15th March, 2023
In today’s day and age of one click purchases & immediately accessible information, instant gratification is seen as the norm though it isn’t always best – in fact, impulse control is an essential life skill. When it comes to achieving your goals, delayed gratification is the skill that will get you there faster.
Delayed gratification means resisting the temptation of an immediate reward, in anticipation that there will be a greater reward later. It’s a powerful tool for learning to live your life with purpose.
According to Freud’s “pleasure principle,” humans are wired to seek pleasure and avoid pain. This is why children seek instant gratification. But as we mature, this desire is tempered by the “reality” principle, or the ability of humans to consider risks versus rewards, by which we’re able to delay fulfillment instead of making a poor decision – especially If the later reward is greater than the one we’d get immediately.
In the 1960s, a Stanford professor Walter Mischel began conducting a series of important psychological studies. During his experiments, Mischel & his team tested hundreds of children around the ages of 4 & 5 years old.
The experiment began by bringing each child into a private room, sitting them down in a chair, and placing a marshmallow on the table in front of them. At this point, the researcher offered a deal to the child.
The researcher told the child that he was going to leave the room and that if the child did not eat the marshmallow while he was away, then they would be rewarded with a second marshmallow.
So the choice was simple: one treat right now or two treats later. The researcher left the room for 15 minutes.
As you can imagine, the footage of the children waiting alone in the room was rather entertaining. Some kids jumped up and ate the first marshmallow as soon as the researcher closed the door. Others wiggled and bounced and scooted in their chairs as they tried to restrain themselves, but eventually gave in to temptation a few minutes later. And finally, a few of the children did manage to wait the entire time.
Published in 1972, this popular study became known as The ‘Marshmallow Experiment.’ The interesting part came years later.
As the years rolled on & the children grew up, the researchers conducted follow up studies and tracked each child’s progress in a number of areas. What they found was surprising.
The children who were willing to delay gratification and waited to receive the second marshmallow ended up having higher SAT scores, lower levels of substance abuse, lower likelihood of obesity, better responses to stress, better social skills as reported by their parents.
The researchers followed each child for more than 40 years & over & over again, the group who waited patiently for the second marshmallow succeeded in whatever capacity they were measuring.
And if you look around, you’ll see this playing out everywhere,
If you delay the gratification of watching TV, you get better sleep.
If you delay the gratification of finishing your workout early or walking those extra steps, then you’ll be fitter. Etc. etc.
Success usually comes down to choosing the pain of discipline over the ease of distraction. And that’s exactly what delayed gratification is all about.
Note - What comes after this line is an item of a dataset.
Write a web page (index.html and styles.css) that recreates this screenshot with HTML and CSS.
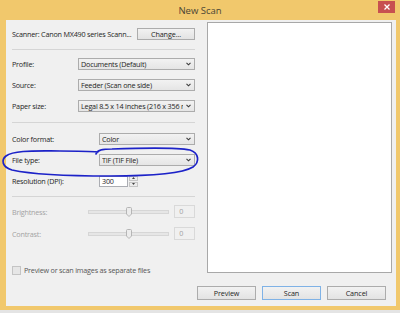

This brings us to an interesting question: Did some children naturally have more self-control, and thus were destined for success? Or can you learn to develop this important trait?
We can train our ability to delay gratification, just like we can train our muscles in the gym.
Before we go further, let’s clear one thing up: these studies are just one piece of data, a small insight into the story of success. Human behaviour & life in general is a lot more complex than that, so let’s not pretend that one choice a four-year-old makes will determine the rest of his or her life.
But…
The studies do make one thing clear: if you want to succeed at something, at some point you will need to find the ability to be disciplined and take action instead of becoming distracted and doing what’s easy. Success in nearly every field requires you to ignore doing something easier (delaying gratification) in favour of doing something harder.
Delay gratification for better results and stay blessed forever.